Besides requiring the Supreme Electoral Tribunal (TSE) to hold elections within the next 90 days, Cochabamba organizations request that the Foreign Ministry guarantee the voting of Bolivians living abroad.
"The date of the elections will be vital to get out of the political crisis... If the government does not generate certainty and security, the six federations and all social sectors will coordinate actions that will be known in due course," Rodriguez added.
In Bolivia protests against the racist and Christian fundamentalist gov that seized power last year continue... https://t.co/xSG8yLGibR
Due to the difficult situation of the Bolivian economy, social organizations request the implementation of policies to protect public companies and to reactivate "not only large entrepreneurs but also medium and small producers."

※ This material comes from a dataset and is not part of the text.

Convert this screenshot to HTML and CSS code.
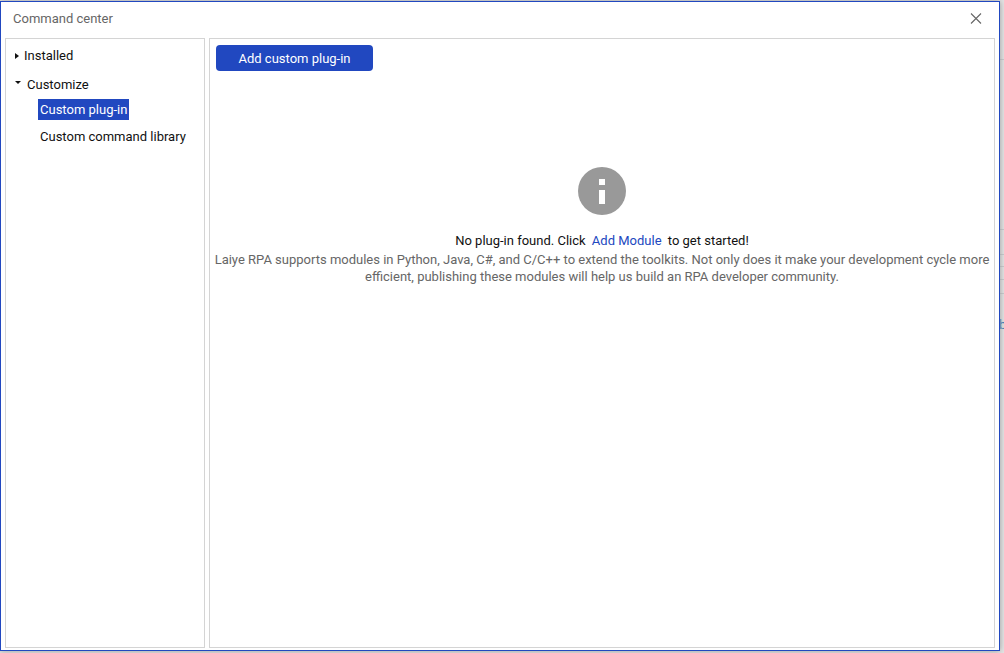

Concerning education, the social organizations of Cochabamba request an emergency plan for all levels of education to prevent students from being harmed.
Finally, the Six Federations demand a law for the forgiveness of bank interests for six months and the control of the State's resources by the Plurinational Legislative Assembly.
"We declare ourselves in a state of emergency in defense of life, democracy, and homeland. Neither hunger nor repression but democracy and prevention,” Rodriguez said.
"If the government does not want people to take to the streets, then it must listen to their voice," he added.